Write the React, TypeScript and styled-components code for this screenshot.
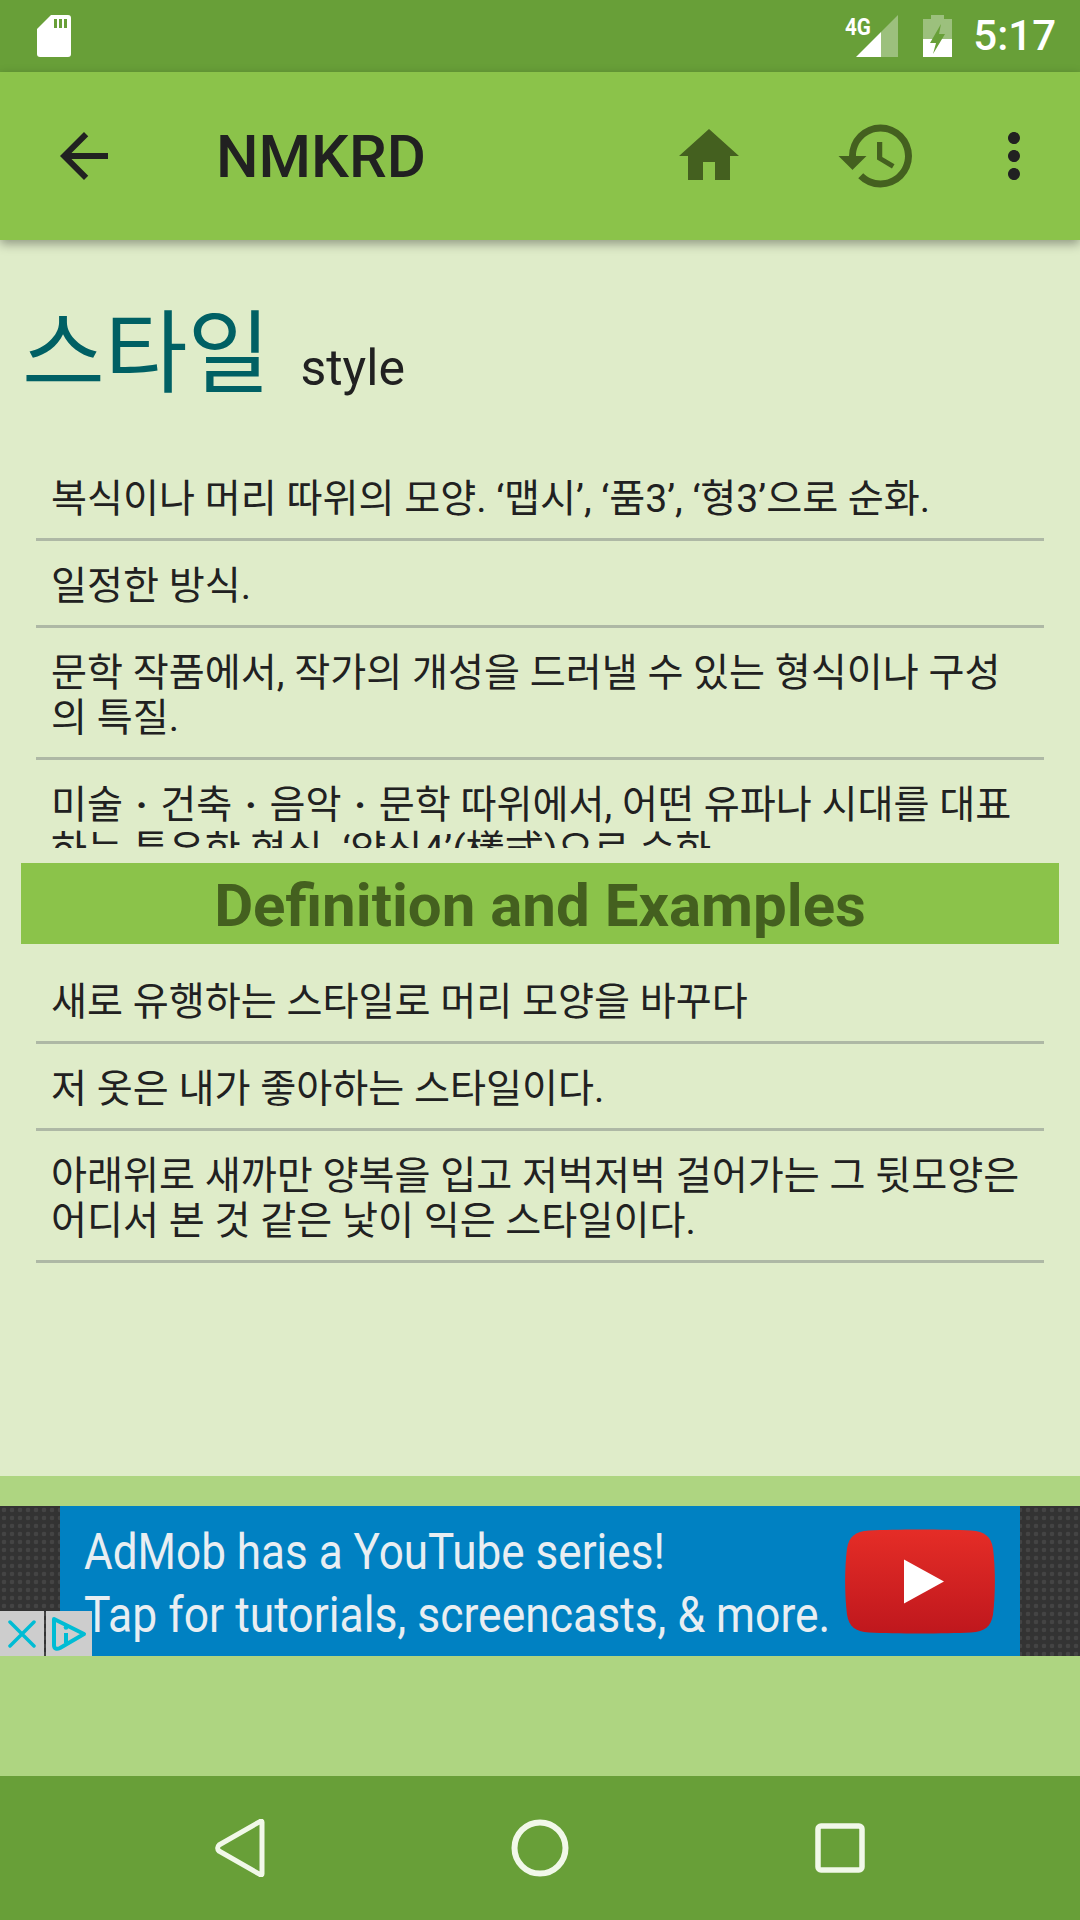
import React from "react";
import styled, { createGlobalStyle } from "styled-components";

const Global = createGlobalStyle`
  html, body { margin: 0; padding: 0; background: #dfecc9; }
  * { box-sizing: border-box; }
  body { font-family: Roboto, "Noto Sans CJK KR", sans-serif; }
`;
const Page = styled.div`
  width: 1080px; height: 1920px; display: flex; flex-direction: column; overflow: hidden;
`;
const StatusBar = styled.header`
  height: 72px; flex: none; background: #689f38; display: flex; align-items: center;
  justify-content: space-between; padding: 0 24px 0 36px;
`;
const StatusRight = styled.div`
  display: flex; align-items: center; gap: 25px;
`;
const SignalWrap = styled.div`
  position: relative; width: 42px; height: 42px;
  svg { display: block; }
`;
const NetLabel = styled.span`
  position: absolute; left: -11px; top: 0; color: #fff; font-size: 24px; font-weight: 700; line-height: 24px;
  transform: scaleX(0.86); transform-origin: left center;
`;
const Clock = styled.span`
  color: #fff; font-size: 42px; font-weight: 500; margin-left: -4px; line-height: 1;
`;
const Toolbar = styled.div`
  height: 168px; flex: none; background: #8bc34a; display: flex; align-items: center; padding-right: 13px;
  box-shadow: 0 4px 10px rgba(0,0,0,.35); position: relative; z-index: 1;
`;
const BackButton = styled.div`
  width: 168px; height: 168px; flex: none; display: flex; align-items: center; justify-content: center;
`;
const ToolbarTitle = styled.div`
  flex: 1; margin: 2px 0 0 48px; font-size: 60px; font-weight: 500; color: #212121; line-height: 1;
`;
const ToolIcon = styled.div<{ $w: number }>`
  width: ${(p) => p.$w}px; height: 168px; flex: none; display: flex; align-items: center; justify-content: center;
`;
const Content = styled.main`
  flex: 1; min-height: 0; background: #dfecc9; display: flex; flex-direction: column; padding: 54px 21px 0 21px;
`;
const Headword = styled.div`
  display: flex; align-items: baseline; height: 112px; padding-top: 5px; flex: none;
`;
const Word = styled.h1`
  margin: 0 0 0 1px; font-size: 90px; font-weight: 400; color: #006064; line-height: 112px;
  font-family: Roboto, "Noto Sans CJK KR", sans-serif;
`;
const Gloss = styled.span`
  margin-left: 30px; font-size: 50px; color: #212121; line-height: 112px;
`;
const Scroll = styled.div`
  height: 442px; flex: none; overflow: hidden; padding-top: 48px;
`;
const Item = styled.div`
  margin: 0 15px; padding: 23px 15px 16px; font-size: 39.15px; line-height: 45px; color: #212121;
  border-bottom: 3px solid #aeb8a5;
`;
const Dot = styled.span`
  padding: 0 3px; font-weight: 700;
`;
const Bar = styled.h2`
  margin: 15px 0 0; height: 81px; flex: none; background: #8bc34a; color: #44601f; font-size: 60px;
  font-weight: 700; text-align: center; line-height: 86px;
`;
const Examples = styled.div`
  padding-top: 13px;
`;
const AdStrip = styled.section`
  height: 300px; flex: none; background: #aed581; padding-top: 30px;
`;
const AdFrame = styled.div`
  position: relative; height: 150px; display: flex; background-color: #333;
  background-image: radial-gradient(circle at 4px 4px, #444 2px, transparent 2.6px);
  background-size: 8px 8px;
`;
const AdBody = styled.div`
  margin-left: 60px; width: 960px; background: #0081c2; position: relative; display: flex; align-items: center;
  justify-content: space-between; padding: 0 25px 0 24px;
`;
const AdText = styled.div`
  width: 750px; flex: none; color: #e8eef2; font-size: 50px; line-height: 63px; white-space: nowrap; margin-top: 5px;
`;
const AdLine = styled.div<{ $sx: number }>`
  transform: scaleX(${(p) => p.$sx}); transform-origin: left center;
`;
const PlayBadge = styled.svg`
  flex: none; width: 150px; height: 105px; margin-top: 1px;
`;
const Choices = styled.div`
  position: absolute; left: 0; bottom: 0; height: 45px; display: flex; gap: 2px; z-index: 1;
`;
const Choice = styled.div<{ $w: number }>`
  width: ${(p) => p.$w}px; height: 45px; background: #cdcdcd; display: flex; align-items: center; justify-content: center;
`;
const NavBar = styled.nav`
  height: 144px; flex: none; background: #689f38; display: flex; align-items: center; padding: 0 90px;
`;
const NavSlot = styled.div`
  flex: 1; display: flex; align-items: center; justify-content: center;
`;

const defs: React.ReactNode[] = [
  "복식이나 머리 따위의 모양. ‘맵시’, ‘품3’, ‘형3’으로 순화.",
  "일정한 방식.",
  "문학 작품에서, 작가의 개성을 드러낼 수 있는 형식이나 구성의 특질.",
  <>미술 <Dot>·</Dot> 건축 <Dot>·</Dot> 음악 <Dot>·</Dot> 문학 따위에서, 어떤 유파나 시대를 대표하는 특유한 형식. ‘양식4’(樣式)으로 순화.</>,
];
const examples = [
  "새로 유행하는 스타일로 머리 모양을 바꾸다",
  "저 옷은 내가 좋아하는 스타일이다.",
  "아래위로 새까만 양복을 입고 저벅저벅 걸어가는 그 뒷모양은 어디서 본 것 같은 낯이 익은 스타일이다.",
];

export default function App() {
  return (
    <Page>
      <Global />
      <StatusBar>
        <svg width="36" height="44" viewBox="0 0 36 44">
          <path d="M15 1h17a3 3 0 0 1 3 3v36a3 3 0 0 1-3 3H4a3 3 0 0 1-3-3V15z" fill="#fff" />
          <path d="M18 5h3v9h-3zM23 5h3v9h-3zM28 5h3v9h-3z" fill="#689f38" />
        </svg>
        <StatusRight>
          <SignalWrap>
            <NetLabel>4G</NetLabel>
            <svg width="42" height="42" viewBox="0 0 42 42">
              <path d="M42 0v42H25V17z" fill="#fff" opacity=".35" />
              <path d="M25 17v25H0z" fill="#fff" />
            </svg>
          </SignalWrap>
          <svg width="29" height="42" viewBox="0 0 29 42">
            <path d="M8 0h13v4h8v38H0V4h8z" fill="#fff" opacity=".35" />
            <path d="M0 24h29v18H0z" fill="#fff" />
            <path d="M18 9L7 28h6l-3 11 12-20h-6z" fill="#689f38" />
          </svg>
          <Clock>5:17</Clock>
        </StatusRight>
      </StatusBar>
      <Toolbar>
        <BackButton>
          <svg width="72" height="72" viewBox="0 0 24 24"><path d="M20 11H7.830l5.590-5.590L12 4l-8 8 8 8 1.410-1.410L7.830 13H20z" fill="#212121" /></svg>
        </BackButton>
        <ToolbarTitle>NMKRD</ToolbarTitle>
        <ToolIcon $w={168}>
          <svg width="72" height="72" viewBox="0 0 24 24"><path d="M10 20v-6h4v6h5v-8h3L12 3 2 12h3v8z" fill="#44601f" /></svg>
        </ToolIcon>
        <ToolIcon $w={168}>
          <svg width="84" height="84" viewBox="0 0 24 24"><path d="M13 3a9 9 0 0 0-9 9H1l3.890 3.890.07.140L9 12H6c0-3.870 3.130-7 7-7s7 3.130 7 7-3.130 7-7 7c-1.930 0-3.680-.79-4.940-2.060l-1.420 1.420A8.954 8.954 0 0 0 13 21a9 9 0 0 0 0-18zm-1 5v5l4.280 2.540.72-1.210-3.500-2.080V8H12z" fill="#44601f" /></svg>
        </ToolIcon>
        <ToolIcon $w={106}>
          <svg width="72" height="72" viewBox="0 0 24 24"><path d="M12 8c1.100 0 2-.9 2-2s-.9-2-2-2-2 .9-2 2 .9 2 2 2zm0 2c-1.100 0-2 .9-2 2s.9 2 2 2 2-.9 2-2-.9-2-2-2zm0 6c-1.100 0-2 .9-2 2s.9 2 2 2 2-.9 2-2-.9-2-2-2z" fill="#212121" /></svg>
        </ToolIcon>
      </Toolbar>
      <Content>
        <Headword>
          <Word>스타일</Word>
          <Gloss>style</Gloss>
        </Headword>
        <Scroll>
          {defs.map((d, i) => <Item key={i}>{d}</Item>)}
        </Scroll>
        <Bar>Definition and Examples</Bar>
        <Examples>
          {examples.map((d) => <Item key={d}>{d}</Item>)}
        </Examples>
      </Content>
      <AdStrip>
        <AdFrame>
          <AdBody>
            <AdText>
              <AdLine $sx={0.881}>AdMob has a YouTube series!</AdLine>
              <AdLine $sx={0.889}>Tap for tutorials, screencasts, &amp; more.</AdLine>
            </AdText>
            <PlayBadge viewBox="0 0 150 104">
              <defs>
                <linearGradient id="yt" x1="0" y1="0" x2="0" y2="1">
                  <stop offset="0" stopColor="#e52d27" />
                  <stop offset="1" stopColor="#bf171d" />
                </linearGradient>
              </defs>
              <path d="M24 1C50-.3 100-.3 126 1c14 1 20 6 22 18 2.500 20 2.500 46 0 66-2 12-8 17-22 18-26 1.300-76 1.300-102 0C10 102 4 97 2 85-.5 65-.5 39 2 19 4 7 10 2 24 1z" fill="url(#yt)" />
              <path d="M59 30l40 22-40 22z" fill="#fff" />
            </PlayBadge>
          </AdBody>
          <Choices>
            <Choice $w={44}>
              <svg width="28" height="28" viewBox="0 0 28 28"><path d="M2 2l24 24M26 2L2 26" stroke="#00bcd4" strokeWidth="3.500" strokeLinecap="round" /></svg>
            </Choice>
            <Choice $w={46}>
              <svg width="36" height="36" viewBox="0 0 36 36"><path d="M3 3l30 15L9 32c-3 1.500-6 1-6-3z" fill="none" stroke="#00bcd4" strokeWidth="4" strokeLinejoin="round" /><path d="M15 17v10" stroke="#00bcd4" strokeWidth="4" /><circle cx="15" cy="11.500" r="2.300" fill="#00bcd4" /></svg>
            </Choice>
          </Choices>
        </AdFrame>
      </AdStrip>
      <NavBar>
        <NavSlot>
          <svg width="54" height="58" viewBox="0 0 54 58"><path d="M49 3v52a1 1 0 0 1-1.700.7L6 32a4 4 0 0 1 0-6L47.300 2.300A1 1 0 0 1 49 3z" fill="none" stroke="#f1f8e9" strokeWidth="5" strokeLinejoin="round" /></svg>
        </NavSlot>
        <NavSlot>
          <svg width="58" height="58" viewBox="0 0 58 58"><circle cx="29" cy="29" r="25.500" fill="none" stroke="#f1f8e9" strokeWidth="6" /></svg>
        </NavSlot>
        <NavSlot>
          <svg width="50" height="50" viewBox="0 0 50 50"><rect x="3" y="3" width="44" height="44" rx="3" fill="none" stroke="#f1f8e9" strokeWidth="5.500" /></svg>
        </NavSlot>
      </NavBar>
    </Page>
  );
}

=====

_Problem details_
List all lines holding the string "components".

_Result of this exercise_
Write the React, TypeScript and styled-components code for this screenshot.
import styled, { createGlobalStyle } from "styled-components";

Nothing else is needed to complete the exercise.